Raw data:
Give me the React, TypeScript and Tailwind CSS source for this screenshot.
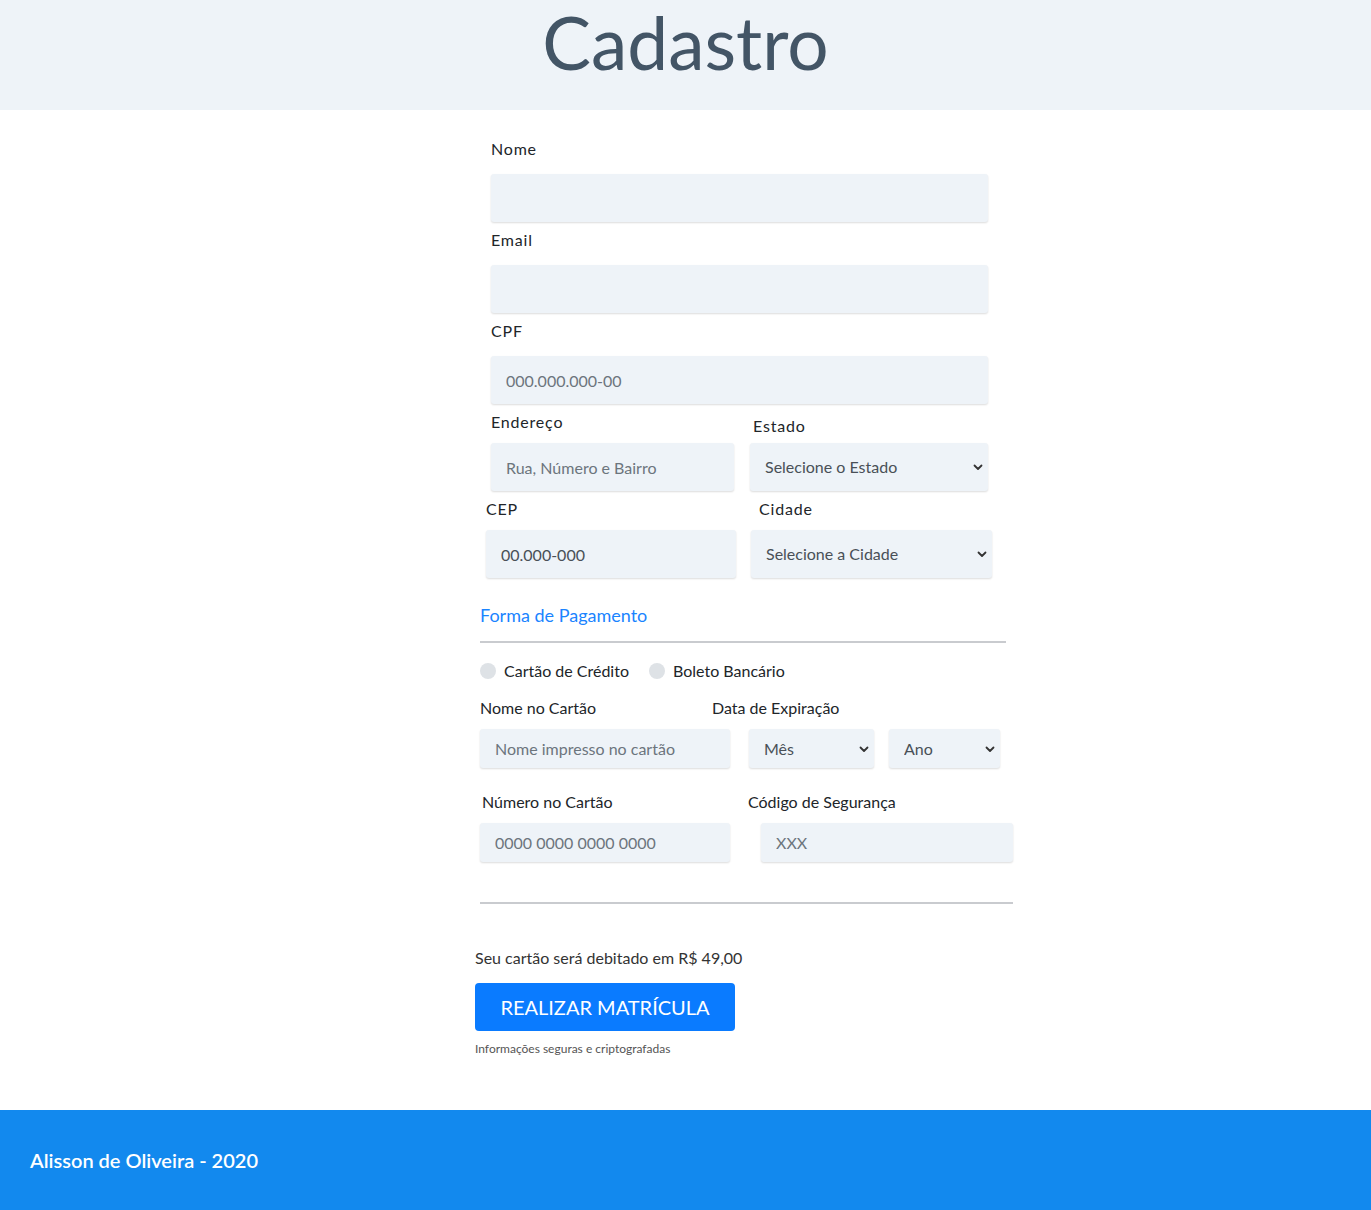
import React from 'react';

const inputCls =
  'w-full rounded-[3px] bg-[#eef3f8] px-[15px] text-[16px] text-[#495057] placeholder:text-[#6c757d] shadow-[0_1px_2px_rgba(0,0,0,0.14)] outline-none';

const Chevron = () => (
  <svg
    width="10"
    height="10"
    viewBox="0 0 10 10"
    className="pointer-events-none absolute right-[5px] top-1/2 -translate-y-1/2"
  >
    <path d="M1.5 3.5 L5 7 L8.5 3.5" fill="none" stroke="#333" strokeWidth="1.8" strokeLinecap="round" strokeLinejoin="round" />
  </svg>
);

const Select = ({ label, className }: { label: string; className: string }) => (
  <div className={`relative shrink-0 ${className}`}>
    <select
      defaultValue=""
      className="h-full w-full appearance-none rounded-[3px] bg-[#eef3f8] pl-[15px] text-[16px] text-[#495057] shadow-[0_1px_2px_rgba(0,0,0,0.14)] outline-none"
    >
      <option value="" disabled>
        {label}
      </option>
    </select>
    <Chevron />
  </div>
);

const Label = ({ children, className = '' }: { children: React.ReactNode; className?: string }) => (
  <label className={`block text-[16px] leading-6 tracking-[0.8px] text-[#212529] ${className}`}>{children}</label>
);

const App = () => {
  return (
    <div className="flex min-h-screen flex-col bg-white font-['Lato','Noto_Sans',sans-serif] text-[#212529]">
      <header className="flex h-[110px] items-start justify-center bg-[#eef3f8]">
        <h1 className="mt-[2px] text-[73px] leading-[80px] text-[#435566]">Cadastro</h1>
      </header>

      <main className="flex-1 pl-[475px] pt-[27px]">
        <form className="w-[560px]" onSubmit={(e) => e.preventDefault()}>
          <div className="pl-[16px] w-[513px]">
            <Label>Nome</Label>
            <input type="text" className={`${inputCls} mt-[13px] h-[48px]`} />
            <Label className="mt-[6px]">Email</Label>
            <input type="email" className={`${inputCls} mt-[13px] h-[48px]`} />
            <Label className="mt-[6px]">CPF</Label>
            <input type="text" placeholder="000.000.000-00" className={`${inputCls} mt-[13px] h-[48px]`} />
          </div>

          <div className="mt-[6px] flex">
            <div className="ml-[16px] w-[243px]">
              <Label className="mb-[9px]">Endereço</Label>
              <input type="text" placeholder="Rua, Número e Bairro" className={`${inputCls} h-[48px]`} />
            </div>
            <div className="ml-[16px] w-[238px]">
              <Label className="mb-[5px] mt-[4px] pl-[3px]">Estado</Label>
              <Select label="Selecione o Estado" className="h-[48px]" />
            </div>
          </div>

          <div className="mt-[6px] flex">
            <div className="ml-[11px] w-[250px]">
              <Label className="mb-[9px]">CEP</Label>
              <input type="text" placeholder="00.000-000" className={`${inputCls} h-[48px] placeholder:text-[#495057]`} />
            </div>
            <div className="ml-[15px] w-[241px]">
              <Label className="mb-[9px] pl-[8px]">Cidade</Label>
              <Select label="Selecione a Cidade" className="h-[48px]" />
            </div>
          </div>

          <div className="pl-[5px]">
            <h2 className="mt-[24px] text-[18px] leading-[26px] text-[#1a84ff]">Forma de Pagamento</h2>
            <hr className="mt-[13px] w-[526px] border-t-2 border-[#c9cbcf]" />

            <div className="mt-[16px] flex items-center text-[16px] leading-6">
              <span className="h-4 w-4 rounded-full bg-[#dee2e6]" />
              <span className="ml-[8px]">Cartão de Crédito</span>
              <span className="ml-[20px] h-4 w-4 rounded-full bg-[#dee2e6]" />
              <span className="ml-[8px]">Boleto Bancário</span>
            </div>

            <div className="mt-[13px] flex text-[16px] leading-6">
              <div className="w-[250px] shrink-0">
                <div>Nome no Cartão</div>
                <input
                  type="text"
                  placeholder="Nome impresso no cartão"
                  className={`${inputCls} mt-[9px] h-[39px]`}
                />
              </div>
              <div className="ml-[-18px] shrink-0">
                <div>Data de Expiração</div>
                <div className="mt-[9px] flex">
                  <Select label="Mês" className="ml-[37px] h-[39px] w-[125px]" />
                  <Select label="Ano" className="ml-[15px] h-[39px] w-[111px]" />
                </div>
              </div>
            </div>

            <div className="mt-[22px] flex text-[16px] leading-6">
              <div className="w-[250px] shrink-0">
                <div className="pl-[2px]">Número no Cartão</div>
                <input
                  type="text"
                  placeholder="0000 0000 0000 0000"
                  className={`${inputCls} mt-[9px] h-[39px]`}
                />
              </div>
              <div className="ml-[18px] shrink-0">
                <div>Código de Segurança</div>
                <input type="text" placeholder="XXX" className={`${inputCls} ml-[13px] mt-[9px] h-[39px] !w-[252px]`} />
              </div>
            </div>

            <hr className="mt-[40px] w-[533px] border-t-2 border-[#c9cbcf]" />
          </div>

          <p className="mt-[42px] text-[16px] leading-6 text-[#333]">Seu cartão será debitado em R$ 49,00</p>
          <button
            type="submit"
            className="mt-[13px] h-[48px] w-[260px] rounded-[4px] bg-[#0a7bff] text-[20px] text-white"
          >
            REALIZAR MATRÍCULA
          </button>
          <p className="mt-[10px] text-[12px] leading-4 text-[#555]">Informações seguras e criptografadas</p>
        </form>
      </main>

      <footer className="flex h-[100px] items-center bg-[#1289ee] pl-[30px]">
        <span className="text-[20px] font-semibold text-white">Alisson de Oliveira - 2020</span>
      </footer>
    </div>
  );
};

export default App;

What you have to do:
Copy nothing but the lines from the first one in the listing through the line with "import React from 'react';", and omit the pictures.

Result of this task:
Give me the React, TypeScript and Tailwind CSS source for this screenshot.
import React from 'react';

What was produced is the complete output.